4)   Benefits of correction: Solomon advocated the benefits of being wise to accept advice and correct mistakes in the following verses: “Instruct a wise man and he will be wiser still; teach a righteous man and he will add to his learning. The fear of the Lord is the beginning of wisdom; knowledge of the Holy One is understanding. For through me your days will be increased and years will be added to your life. If you are wise, your wisdom will reward you; if you are a mocker, you alone will suffer.” (9:9-12) Accepting advice and make corrections is never a shameful thing. To refuse advice in pride and arrogance is.

 

CONCLUSION:

1)   We all make mistakes: Don’t be too proud to think only others make mistakes. We all do. So, be gentle and generous to those who make mistakes. Correct your own mistakes before you can see better to correct others. No one is better than others.
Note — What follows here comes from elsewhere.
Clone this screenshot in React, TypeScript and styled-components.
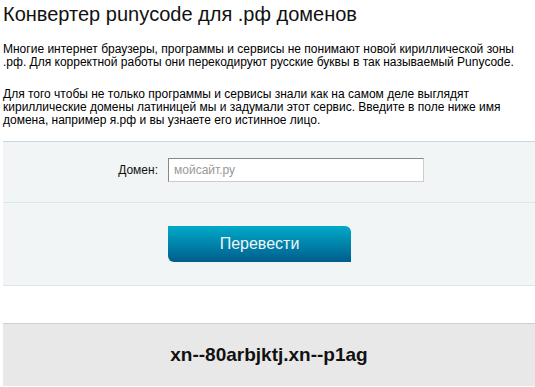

2)   We all need corrections: Be humble and sincere to receive advice on correcting our mistakes. Also be thankful that people love you enough to tell you the truth. Be quick to recognize your fault and be sincere to take steps of remedy to correct the wrong.

3)   Repent and be saved: Your biggest mistake is not to accept Jesus as our Lord and Savior and through believing in Him your sins are forgiven. When the Word of God and His Holy Spirit move your heart to confess your sin, do it now and receive forgiveness from Him and enjoy the blessing of eternal life.